The excess is anchored in sleek linen silk three-quarter trousers, including one pair with three pleats that fan out from just under the crotch.
Subtle tailoring is the buzzword at Dunhill, whose standout pieces demand a second look: a compact double-breasted patchpocket blazer in a textured herringbone weave, a simple field jacket in shades of taupe, or a sleek navy pinstriped suit.
Whether it’s separates or suiting, these understated pieces are versatile enough to last a few seasons.
Brand: Ermenegildo Zegna
The pinnacle of Italian tailoring that is Ermenegildo Zegna gets a reboot this spring with elements of 1950s style menswear in a more relaxed silhouette.
Soft-shouldered jackets, slouchy sweaters and high-waisted tapered trousers recall Marcello Mastroianni in La Dolce Vita —suave, stylish, and ever so slightly rakish.
Salvador Dalí and Pablo Picasso were the unlikely inspiration for a quirky, art-inspired collection, with painterly splashes of faux naive motifs and Dalí-esque but Fendi-fied face-pattern patches on bombers, bags and even hats.
Picasso’s penchant for wearing towelling shorts surfaced in “sponge” (as Fendi calls it) striped tees, cabana coats and Picasso tribute shorts; the material was also used in place of fur as inserts on a jacket.
Brand: Giorgio Armani
Crossing Borders, the name of this collection, shows Giorgio Armani’s more formal main line relaxing a touch.
While his signature subdued palette and jackets that hug the body just so are still evident, the inclusion of jacquard knitwear, shades of purple, and denim jeans offers a shot of youthful sportiness you don’t normally associate with the king of Italian fashion.
Quite a Splash
Artistic director Véronique Nichanian, known for her interest in and use of colour, references the house’s equestrian heritage in a yellow, blue and black horse-print bomber, and a baby blue polo-necked sweater with white striped trim.
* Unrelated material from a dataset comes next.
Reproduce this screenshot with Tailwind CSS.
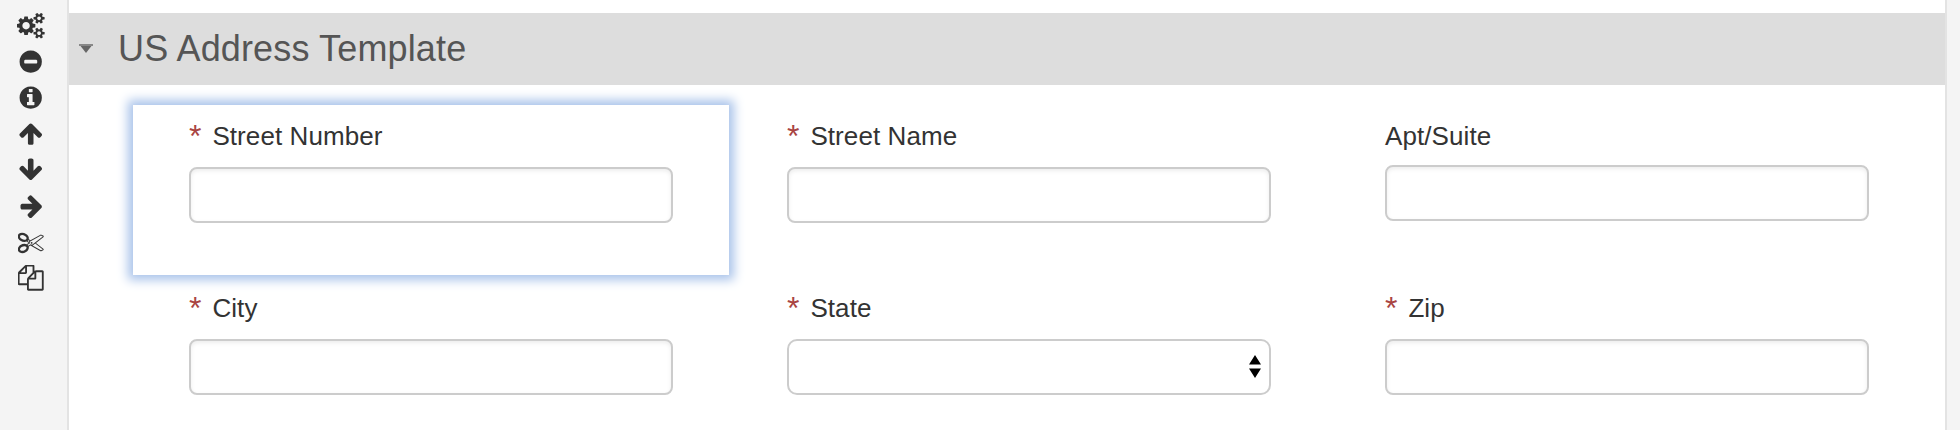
<!DOCTYPE html>
<html lang="en">
<head>
<meta charset="utf-8">
<title>US Address Template</title>
<script src="https://cdn.jsdelivr.net/npm/@tailwindcss/browser@4"></script>
</head>
<body class="flex h-[430px] w-[1960px] overflow-hidden bg-[#f4f4f4] font-['Liberation_Sans',Arial,sans-serif] text-[26px] tracking-[0.080px] text-[#333]">
<aside class="flex w-[69px] shrink-0 flex-col gap-[10px] border-r-2 border-[#e3e3e3] pt-[13px] pl-[18px] text-[#333]">
  <svg class="-ml-[1px] h-[26px] w-[28px] shrink-0" viewBox="20 20 1920 1792" fill="currentColor"><path d="M896 896q0-106-75-181t-181-75-181 75-75 181 75 181 181 75 181-75 75-181zm768 512q0-52-38-90t-90-38-90 38-38 90q0 53 37.500 90.500t90.500 37.500 90.500-37.500 37.500-90.500zm0-1024q0-52-38-90t-90-38-90 38-38 90q0 53 37.500 90.500t90.500 37.500 90.500-37.500 37.500-90.500zm-384 421v185q0 10-7 19.500t-16 10.500l-155 24q-11 35-32 76 34 48 90 115 7 11 7 20 0 12-7 19-23 30-82.500 89.500t-78.500 59.500q-11 0-21-7l-115-90q-37 19-77 31-11 108-23 155-7 24-30 24h-186q-11 0-20-7.500t-10-17.500l-23-153q-34-10-75-31l-118 89q-7 7-20 7-11 0-21-8-144-133-144-160 0-9 7-19 10-14 41-53t47-61q-23-44-35-82l-152-24q-10-1-17-9.500t-7-19.500v-185q0-10 7-19.500t16-10.500l155-24q11-35 32-76-34-48-90-115-7-11-7-20 0-12 7-20 22-30 82-89t79-59q11 0 21 7l115 90q34-18 77-32 11-108 23-154 7-24 30-24h186q11 0 20 7.500t10 17.500l23 153q34 10 75 31l118-89q8-7 20-7 11 0 21 8 144 133 144 160 0 8-7 19-12 16-42 54t-45 60q23 48 34 82l152 23q10 2 17 10.500t7 19.500zm640 533v140q0 16-149 31-12 27-30 52 51 113 51 138 0 4-4 7-122 71-124 71-8 0-46-47t-52-68q-20 2-30 2t-30-2q-14 21-52 68t-46 47q-2 0-124-71-4-3-4-7 0-25 51-138-18-25-30-52-149-15-149-31v-140q0-16 149-31 13-29 30-52-51-113-51-138 0-4 4-7 4-2 35-20t59-34 30-16q8 0 46 46.500t52 67.500q20-2 30-2t30 2q51-71 92-112l6-2q4 0 124 70 4 3 4 7 0 25-51 138 17 23 30 52 149 15 149 31zm0-1024v140q0 16-149 31-12 27-30 52 51 113 51 138 0 4-4 7-122 71-124 71-8 0-46-47t-52-68q-20 2-30 2t-30-2q-14 21-52 68t-46 47q-2 0-124-71-4-3-4-7 0-25 51-138-18-25-30-52-149-15-149-31v-140q0-16 149-31 13-29 30-52-51-113-51-138 0-4 4-7 4-2 35-20t59-34 30-16q8 0 46 46.500t52 67.500q20-2 30-2t30 2q51-71 92-112l6-2q4 0 124 70 4 3 4 7 0 25-51 138 17 23 30 52 149 15 149 31z"/></svg>
  <svg class="size-[26px] shrink-0" viewBox="20 20 1792 1792" fill="currentColor"><path d="M1344 960v-128q0-26-19-45t-45-19h-768q-26 0-45 19t-19 45v128q0 26 19 45t45 19h768q26 0 45-19t19-45zm320-64q0 209-103 385.500t-279.500 279.500-385.500 103-385.500-103-279.500-279.500-103-385.500 103-385.500 279.500-279.500 385.500-103 385.500 103 279.500 279.500 103 385.500z"/></svg>
  <svg class="size-[26px] shrink-0" viewBox="20 20 1792 1792" fill="currentColor"><path d="M1152 1376v-160q0-14-9-23t-23-9h-96v-512q0-14-9-23t-23-9h-320q-14 0-23 9t-9 23v160q0 14 9 23t23 9h96v320h-96q-14 0-23 9t-9 23v160q0 14 9 23t23 9h448q14 0 23-9t9-23zm-128-896v-160q0-14-9-23t-23-9h-192q-14 0-23 9t-9 23v160q0 14 9 23t23 9h192q14 0 23-9t9-23zm640 416q0 209-103 385.500t-279.500 279.500-385.500 103-385.500-103-279.500-279.500-103-385.500 103-385.500 279.500-279.500 385.500-103 385.500 103 279.500 279.500 103 385.500z"/></svg>
  <svg class="size-[26px] shrink-0" viewBox="20 20 1792 1792" fill="currentColor"><path d="M1675 971q0 51-37 90l-75 75q-38 38-91 38-54 0-90-38l-294-293v704q0 52-37.500 84.500t-90.500 32.500h-128q-53 0-90.500-32.500t-37.500-84.500v-704l-294 293q-36 38-90 38t-90-38l-75-75q-38-38-38-90 0-53 38-91l651-651q35-37 90-37 54 0 91 37l651 651q37 39 37 91z"/></svg>
  <svg class="size-[26px] shrink-0" viewBox="20 20 1792 1792" fill="currentColor"><path d="M1675 832q0 53-37 90l-651 652q-39 37-91 37-53 0-90-37l-651-652q-38-36-38-90 0-53 38-91l74-75q39-37 91-37 53 0 90 37l294 294v-704q0-52 38-90t90-38h128q52 0 90 38t38 90v704l294-294q37-37 90-37 52 0 91 37l75 75q37 39 37 91z"/></svg>
  <svg class="size-[26px] shrink-0" viewBox="20 20 1792 1792" fill="currentColor"><path d="M1664 960q0 54-37 91l-651 651q-39 37-91 37-51 0-90-37l-75-75q-38-38-38-91t38-91l293-293h-704q-52 0-84.500-37.500t-32.500-90.500v-128q0-53 32.500-90.500t84.500-37.500h704l-293-294q-38-36-38-90t38-90l75-75q38-38 90-38 53 0 91 38l651 651q37 35 37 90z"/></svg>
  <svg class="size-[26px] shrink-0" viewBox="20 0 1792 1792" fill="currentColor"><path d="M960 896q26 0 45 19t19 45-19 45-45 19-45-19-19-45 19-45 45-19zm300 64l507 398q28 20 25 56-5 35-35 51l-128 64q-13 7-29 7-17 0-31-8l-690-387-110 66q-8 4-12 5 14 49 10 97-7 77-56 147.500t-132 123.500q-132 84-277 84-136 0-222-78-90-84-79-207 7-76 56-147t131-124q132-84 278-84 83 0 151 31 9-13 22-22l122-73-122-73q-13-9-22-22-68 31-151 31-146 0-278-84-82-53-131-124t-56-147q-5-59 15.500-113t63.500-93q85-79 222-79 145 0 277 84 83 52 132 123t56 148q4 48-10 97 4 1 12 5l110 66 690-387q14-8 31-8 16 0 29 7l128 64q30 16 35 51 3 36-25 56zm-681-260q46-42 21-108t-106-117q-92-59-192-59-74 0-113 36-46 42-21 108t106 117q92 59 192 59 74 0 113-36zm-85 745q81-51 106-117t-21-108q-39-36-113-36-100 0-192 59-81 51-106 117t21 108q39 36 113 36 100 0 192-59zm178-613l96 58v-11q0-36 33-56l14-8-79-44-26 26q-3 3-10 11t-12 12q-2 2-4 3.500t-3 2.500zm224 224l96 32 736-576-128-64-768 431v113l-160 96 9 8q2 2 7 6 4 4 11 12t11 12l26 26zm704 416l128-64-520-408-177 138q-2 3-13 7z"/></svg>
  <svg class="size-[26px] shrink-0" viewBox="20 20 1792 1792" fill="currentColor"><path d="M1696 384q40 0 68 28t28 68v1216q0 40-28 68t-68 28h-960q-40 0-68-28t-28-68v-288h-544q-40 0-68-28t-28-68v-672q0-40 20-88t48-76l408-408q28-28 76-48t88-20h416q40 0 68 28t28 68v328q68-40 128-40h416zm-544 213l-299 299h299v-299zm-640-384l-299 299h299v-299zm196 647l316-316v-416h-384v416q0 40-28 68t-68 28h-416v640h512v-256q0-40 20-88t48-76zm956 804v-1152h-384v416q0 40-28 68t-68 28h-416v640h896z"/></svg>
</aside>
<main class="w-[1878px] shrink-0 border-r-2 border-[#e3e3e3] bg-white pt-[13px]">
  <header class="flex h-[72px] items-center bg-[#ddd] pl-[10px]">
    <svg class="mb-[1px] h-[9px] w-[14px]" viewBox="0 0 14 9"><path d="M0 0h14L7 9z" fill="#666"/><path d="M0 0h14v2H0z" fill="#888"/></svg>
    <h1 class="ml-[25px] text-[36px] leading-[72px] tracking-[0.150px] text-[#555]">US Address Template</h1>
  </header>
  <form class="mt-5 ml-16 grid grid-cols-[596px_596px_596px] auto-rows-[170px] gap-[2px]">
    <div class="px-14 pt-[11px] shadow-[0_0_10px_5px_#a9c3ea]">
      <label class="flex h-10 leading-10"><span class="w-[23.400px] text-[32px] text-[#a94442]">*</span>Street Number</label>
      <input class="mt-[11px] block h-14 w-full rounded-lg border-2 border-[#ccc] bg-white shadow-[inset_0_2px_4px_rgba(0,0,0,0.075)]">
    </div>
    <div class="px-14 pt-[11px]">
      <label class="flex h-10 leading-10"><span class="w-[23.400px] text-[32px] text-[#a94442]">*</span>Street Name</label>
      <input class="mt-[11px] block h-14 w-full rounded-lg border-2 border-[#ccc] bg-white shadow-[inset_0_2px_4px_rgba(0,0,0,0.075)]">
    </div>
    <div class="px-14 pt-[11px]">
      <label class="flex h-10 leading-10">Apt/Suite</label>
      <input class="mt-[9px] block h-14 w-full rounded-lg border-2 border-[#ccc] bg-white shadow-[inset_0_2px_4px_rgba(0,0,0,0.075)]">
    </div>
    <div class="px-14 pt-[11px]">
      <label class="flex h-10 leading-10"><span class="w-[23.400px] text-[32px] text-[#a94442]">*</span>City</label>
      <input class="mt-[11px] block h-14 w-full rounded-lg border-2 border-[#ccc] bg-white shadow-[inset_0_2px_4px_rgba(0,0,0,0.075)]">
    </div>
    <div class="px-14 pt-[11px]">
      <label class="flex h-10 leading-10"><span class="w-[23.400px] text-[32px] text-[#a94442]">*</span>State</label>
      <div class="mt-[11px] flex h-14 items-center justify-end rounded-[10px] border-2 border-[#ccc] bg-white pr-2">
        <svg class="mb-[1px] h-[23px] w-3" viewBox="0 0 12 23"><path d="M6 0l6 9.500H0zM0 13.500h12L6 23z"/></svg>
      </div>
    </div>
    <div class="px-14 pt-[11px]">
      <label class="flex h-10 leading-10"><span class="w-[23.400px] text-[32px] text-[#a94442]">*</span>Zip</label>
      <input class="mt-[11px] block h-14 w-full rounded-lg border-2 border-[#ccc] bg-white shadow-[inset_0_2px_4px_rgba(0,0,0,0.075)]">
    </div>
  </form>
</main>
</body>
</html>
A tote is freshened up in lemon sorbet yellow and grey colour-blocking, while sporty sandals bear a pastel blue trim.
Unexpected and very chic.
The gypset male, as imagined by Jonathan Anderson, marches to his own beat in an eclectic mix of organic, tribal styles with a touch of kitsch. Bohemian ’60s-influenced silhouettes in linen, terrycloth and silk are juxtaposed with a breathable, water-repellent rain jacket.
Playful fossil motifs and soft animal bag charms are child-like, while cuffed, wide-legged jeans are the opposite of the leaner jeans du jour.
Brand: Louis Vuitton
Intricate textiles, exotic skins and a menagerie of animal prints, courtesy of British art brothers Jake and Dinos Chapman, rev up boxy jackets, silk shirts and lean, cropped pants with a faint ’70s flair.
The iconic steamer trunk is recast as a clear hard case embellished with studs and sporting a giraffe print—an update of the cross-body bag.
All Mapped Out
Psychedelia and sportswear mix in the mind of Miuccia Prada, who then throws in Google Earth—as well as Iceland, Mexico, and India.
The result: activewear with layers, literally of eye-searing sartorial influences.
Oversized windbreakers, parkas, and zippered rain pants crayon colours; and flamboyant checks, tropical prints and graphic stripes anchored by colourful burley socks, glossy sandals, and multicoloured backpacks.
Brand: Ralph Lauren
The adventurer and the dandy come out to play in Ralph Lauren’s collection.
While his nostalgic, collegiate, all-American style is never far behind, this season sees rugged utilitarian-luxe pieces, including shearling coats and fur-trimmed bombers, alongside elegant dinner jackets, and slim trousers that recall the Art Deco era.
That '70s Show
Brand: Roberto Cavalli
Creative director Peter Dundas loves the '70s, and the spring collection is a magical mystery tour of looks that could have been in Mick Jagger's wardrobe.
Fitted printed shirts, tight brocade pants, oversized kimono jackets and skinny printed scarves are all true to Cavalli's more-is-more ethos, with embellishment and embroidery everywhere you look.
The Great Outdoors
Brand: Salvatore Ferragamo
The first men's collection since creative director Massimiliano Giornetti left in March last year sees the suit reinvented with an artsy camping vibe, peppered with primitive graphic motifs inspired by French painter Jean Arp.
Blousons and variations on safari and shirt jackets are given street cred with utility pockets and even a foliage print assembled from 100,000 hand-cut leather triangles. The backpack in off-white canvas is sturdy—and decidedly indulgent.
Luxed-up everyday basics in earth tones make for a collection of buy-now, wearforever pieces.
Bomber, biker, and field jackets are treated with pash, a process of brushing on pigment to achieve a velvet effect, which is also applied to Tod’s Gommino shoes and bags.
Elsewhere, the double-breasted jacket, in a lighter, creaseproof fabric for warmer climes, is worn open over buttoned-up polo tees and leaf-print tropical shirts.
Sport-luxe in the hands of Donatella Versace means athletic silhouettes, hyper-light fabrications, and loads of movement.
Light blousons, soft jackets, and parkas in rich shades of blue as well as burgundy, green, and purple evoke visions of Greek gods in a modern metropolis, while Versace’s signature prints are treated as watermarks and adornment rather than full-on motifs.